Brazil's northwestern state of Acre declared a "social emergency" Wednesday as it attempts to slow a wave of undocumented immigrants smuggled overland from neighboring countries.
"More than a thousand illegal immigrants have entered over the past month," said Nilson Moura, Acre's Secretary for Justice and Human Rights.
One of Brazil's smaller states, Acre borders the states of Amazonas to the north and Rondonia to the east. To its southeast is Bolivia, while Peru is on its south and west.
Moura said the new arrivals have come from some of the poorest corners of the world, including Haiti and Bangladesh. Others have come from Senegal, the Dominican Republic, Nigeria, and elsewhere, he said.
The Amazon rainforest state "has been turned into an international travel route controlled by coyotes," said Moura, referring to the smugglers who -- often in exchange for exorbitant fees -- guide the undocumented foreign migrants into Brazil.
Officials said the migrants began as a trickle in December 2010 and quickly numbered 4,300 Haitians.

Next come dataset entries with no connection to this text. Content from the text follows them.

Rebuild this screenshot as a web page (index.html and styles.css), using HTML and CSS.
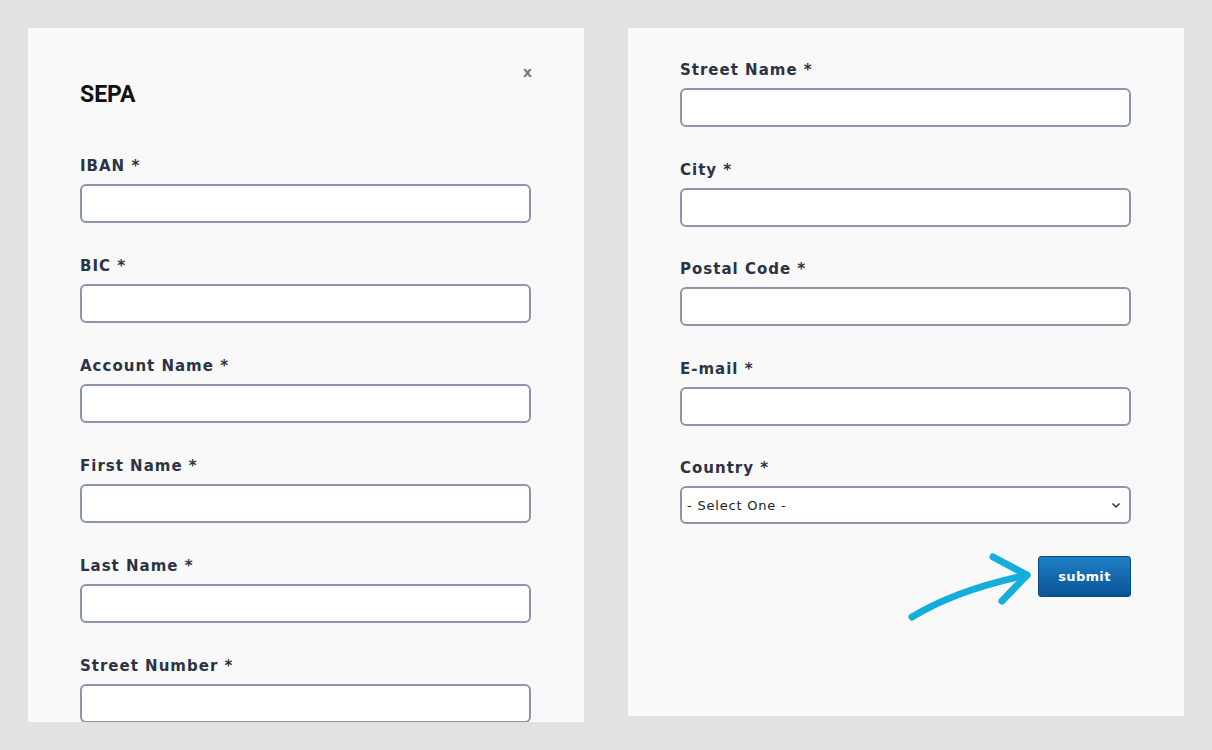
FILE: index.html
```html
<!DOCTYPE html>
<html>
<head>
<meta charset="utf-8">
<link rel="stylesheet" href="styles.css">
</head>
<body>
<div class="page">
  <section class="panel panel-left">
    <span class="close">x</span>
    <h1 class="title">SEPA</h1>
    <div class="field"><label class="label">IBAN *</label><input class="input" type="text"></div>
    <div class="field"><label class="label">BIC *</label><input class="input" type="text"></div>
    <div class="field"><label class="label">Account Name *</label><input class="input" type="text"></div>
    <div class="field"><label class="label">First Name *</label><input class="input" type="text"></div>
    <div class="field"><label class="label">Last Name *</label><input class="input" type="text"></div>
    <div class="field"><label class="label">Street Number *</label><input class="input" type="text"></div>
  </section>
  <section class="panel panel-right">
    <div class="field field-r"><label class="label">Street Name *</label><input class="input" type="text"></div>
    <div class="field field-r"><label class="label">City *</label><input class="input" type="text"></div>
    <div class="field field-r"><label class="label">Postal Code *</label><input class="input" type="text"></div>
    <div class="field field-r"><label class="label">E-mail *</label><input class="input" type="text"></div>
    <div class="field field-last"><label class="label">Country *</label>
      <div class="select">
        <span class="select-text">- Select One -</span>
        <svg class="chev" width="10" height="7" viewBox="0 0 10 7"><path d="M1.5 1.5 L5 5 L8.5 1.5" fill="none" stroke="#333" stroke-width="1.5"/></svg>
      </div>
    </div>
    <div class="actions">
      <button class="submit">submit</button>
    </div>
    <svg class="arrow" width="140" height="80" viewBox="0 0 140 80">
      <path d="M4 73 Q48 46 119 31" fill="none" stroke="#14aedc" stroke-width="7" stroke-linecap="round"/>
      <path d="M85 13 L119 31 L94 57" fill="none" stroke="#14aedc" stroke-width="7" stroke-linecap="round" stroke-linejoin="round"/>
    </svg>
  </section>
</div>
</body>
</html>
```
FILE: styles.css
```css
html, body {
  margin: 0;
  padding: 0;
  background: #e2e2e2;
}
.page {
  display: flex;
  gap: 44px;
  padding: 28px 0 0 28px;
  height: 722px;
  box-sizing: border-box;
  align-items: flex-start;
}
.panel {
  position: relative;
  width: 556px;
  background: #f9f9f9;
  box-sizing: border-box;
  padding: 0 53px 0 52px;
}
.panel-left {
  height: 694px;
  padding-top: 52px;
  overflow: hidden;
}
.panel-right {
  height: 688px;
  padding-top: 34px;
}
.close {
  position: absolute;
  top: 34px;
  right: 52px;
  font-family: "DejaVu Sans", sans-serif;
  font-weight: 700;
  font-size: 14px;
  color: #7a7a7a;
  line-height: 20px;
}
.title {
  margin: 2px 0 50px 0;
  font-family: Roboto, "Liberation Sans", sans-serif;
  font-weight: 700;
  font-size: 23px;
  line-height: 26px;
  color: #111;
}
.field {
  display: flex;
  flex-direction: column;
  margin-bottom: 35px;
}
.field-r {
  margin-bottom: 34.5px;
}
.field-last {
  margin-bottom: 32px;
}
.label {
  font-family: "DejaVu Sans", Verdana, sans-serif;
  font-weight: 700;
  font-size: 15px;
  line-height: 16px;
  letter-spacing: 1px;
  color: #2b3345;
  margin-bottom: 10px;
}
.input {
  display: block;
  width: 451px;
  height: 39px;
  box-sizing: border-box;
  border: 2px solid #8c96aa;
  border-radius: 6px;
  background: #fff;
  margin: 0;
  padding: 0 8px;
}
.select {
  width: 451px;
  height: 38px;
  box-sizing: border-box;
  border: 2px solid #8c96aa;
  border-radius: 6px;
  background: #fff;
  display: flex;
  align-items: center;
  justify-content: space-between;
  padding: 0 8px 0 5px;
}
.select-text {
  font-family: "DejaVu Sans", Verdana, sans-serif;
  font-size: 13px;
  letter-spacing: 0.8px;
  color: #222;
}
.actions {
  display: flex;
  justify-content: flex-end;
  width: 451px;
}
.submit {
  width: 93px;
  height: 41px;
  border: 1px solid #0a4a85;
  border-radius: 3px;
  background: linear-gradient(#1e7fc2, #0a5399);
  color: #fff;
  font-family: "DejaVu Sans", Verdana, sans-serif;
  font-weight: 700;
  font-size: 13px;
  letter-spacing: 0.3px;
  padding: 0;
}
.arrow {
  position: absolute;
  left: 280px;
  top: 516px;
}
```
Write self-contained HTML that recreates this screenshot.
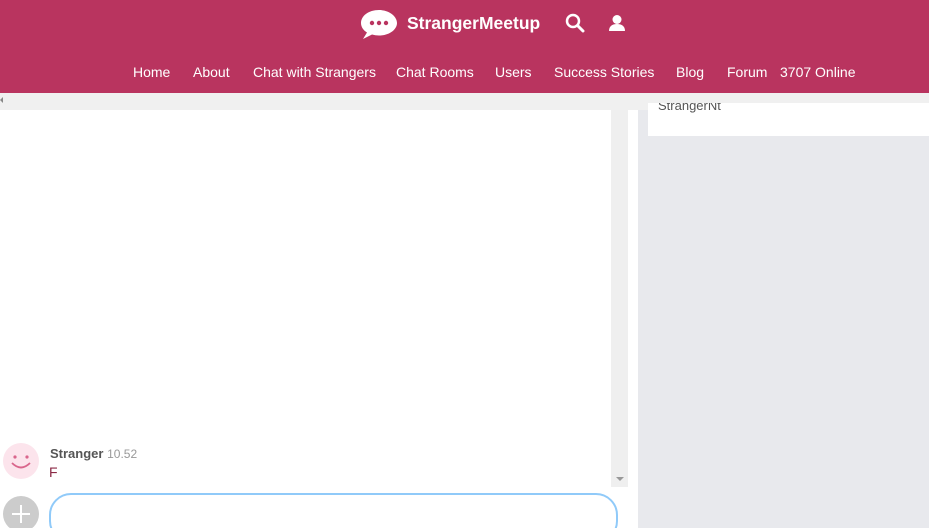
<!DOCTYPE html>
<html><head><style>
*{margin:0;padding:0;box-sizing:border-box}
html,body{width:929px;height:528px;overflow:hidden}
body{background:#fff;font-family:"Liberation Sans",Arial,sans-serif;position:relative}
.hdr{position:absolute;left:0;top:0;width:929px;height:93px;background:#b9345f}
.logo{position:absolute;left:407px;top:13px;color:#fff;font-size:17.5px;font-weight:bold}
.nav{position:absolute;top:64px;color:#fff;font-size:14px}
.abs{position:absolute}
</style></head><body>
<div class="hdr">
<svg class="abs" style="left:359px;top:8px" width="40" height="32" viewBox="0 0 40 32"><path d="M20 2C9.5 2 2 8 2 15c0 4 2.5 7.5 6 9.5L4 31l9-4.5c2.2.6 4.5 1 7 1 10.5 0 18-6 18-12.5S30.5 2 20 2z" fill="#fff"/><circle cx="13" cy="15" r="2.2" fill="#b9345f"/><circle cx="20" cy="15" r="2.2" fill="#b9345f"/><circle cx="27" cy="15" r="2.2" fill="#b9345f"/></svg>
<div class="logo">StrangerMeetup</div>
<svg class="abs" style="left:565px;top:13px" width="20" height="20" viewBox="0 0 20 20"><circle cx="8" cy="8" r="6" stroke="#fff" stroke-width="2.5" fill="none"/><path d="M12.5 12.5L18 18" stroke="#fff" stroke-width="3" stroke-linecap="round"/></svg>
<svg class="abs" style="left:608px;top:14px" width="18" height="18" viewBox="0 0 18 18"><circle cx="9" cy="5.5" r="4.5" fill="#fff"/><path d="M1 17c0-5 3.5-7 8-7s8 2 8 7z" fill="#fff"/></svg>
<div class="nav" style="left:133px">Home</div>
<div class="nav" style="left:193px">About</div>
<div class="nav" style="left:253px">Chat with Strangers</div>
<div class="nav" style="left:396px">Chat Rooms</div>
<div class="nav" style="left:495px">Users</div>
<div class="nav" style="left:554px">Success Stories</div>
<div class="nav" style="left:676px">Blog</div>
<div class="nav" style="left:727px">Forum</div>
<div class="nav" style="left:780px">3707 Online</div>
</div>
<div class="abs" style="left:0;top:93px;width:929px;height:17px;background:#f0f0f0"></div>
<div class="abs" style="left:0;top:97px;width:0;height:0;border-top:3px solid transparent;border-bottom:3px solid transparent;border-right:3px solid #888"></div>
<div class="abs" style="left:638px;top:110px;width:291px;height:418px;background:#e8e9ed"></div>
<div class="abs" style="left:648px;top:93px;width:281px;height:43px;background:#fff;overflow:hidden"><div style="position:absolute;left:10px;top:5px;font-size:13px;color:#555">StrangerNt</div></div>
<div class="abs" style="left:648px;top:93px;width:281px;height:10px;background:#f0f0f0"></div>
<div class="abs" style="left:611px;top:110px;width:17px;height:377px;background:#efefef"></div>
<div class="abs" style="left:616px;top:477px;width:0;height:0;border-left:4px solid transparent;border-right:4px solid transparent;border-top:4px solid #999"></div>
<svg class="abs" style="left:3px;top:443px" width="36" height="36" viewBox="0 0 36 36"><circle cx="18" cy="18" r="18" fill="#fce4ec"/><circle cx="12" cy="14" r="1.6" fill="#d9668c"/><circle cx="24" cy="14" r="1.6" fill="#d9668c"/><path d="M9 20q9 9 18 0" stroke="#d9668c" stroke-width="1.8" fill="none"/></svg>
<div class="abs" style="left:50px;top:446px;font-size:13px;color:#555"><b>Stranger</b> <span style="color:#999;font-size:12px">10.52</span></div>
<div class="abs" style="left:49px;top:464px;font-size:14px;color:#8b2945">F</div>
<svg class="abs" style="left:3px;top:496px" width="36" height="36" viewBox="0 0 36 36"><circle cx="18" cy="18" r="18" fill="#ccc"/><path d="M18 9v18M9 18h18" stroke="#fff" stroke-width="2"/></svg>
<div class="abs" style="left:49px;top:493px;width:569px;height:50px;border:2px solid #90caf9;border-radius:22px"></div>
</body></html>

Authorities in Acre said they now have detained some 1,300 immigrants at a facility in the town of Brasileia built to hold 200.
"We have shortages of space and water, and illness," Moura said, adding that he feared that the miserable conditions could lead to an epidemic of even more serious disease.
Officials here said that they issued the emergency decree in hopes of procuring assistance from Brazil's federal authorities.
"We've been really surprised by the arrival of the Africans," Moura said.
"I spoke with the Senegalese: We had 53 the day before yesterday, and 70 more arrived today," he said.
"They travel to Spain, from there to Ecuador," he added.
"From Ecuador, the coyotes bring them here, as well as the Haitians."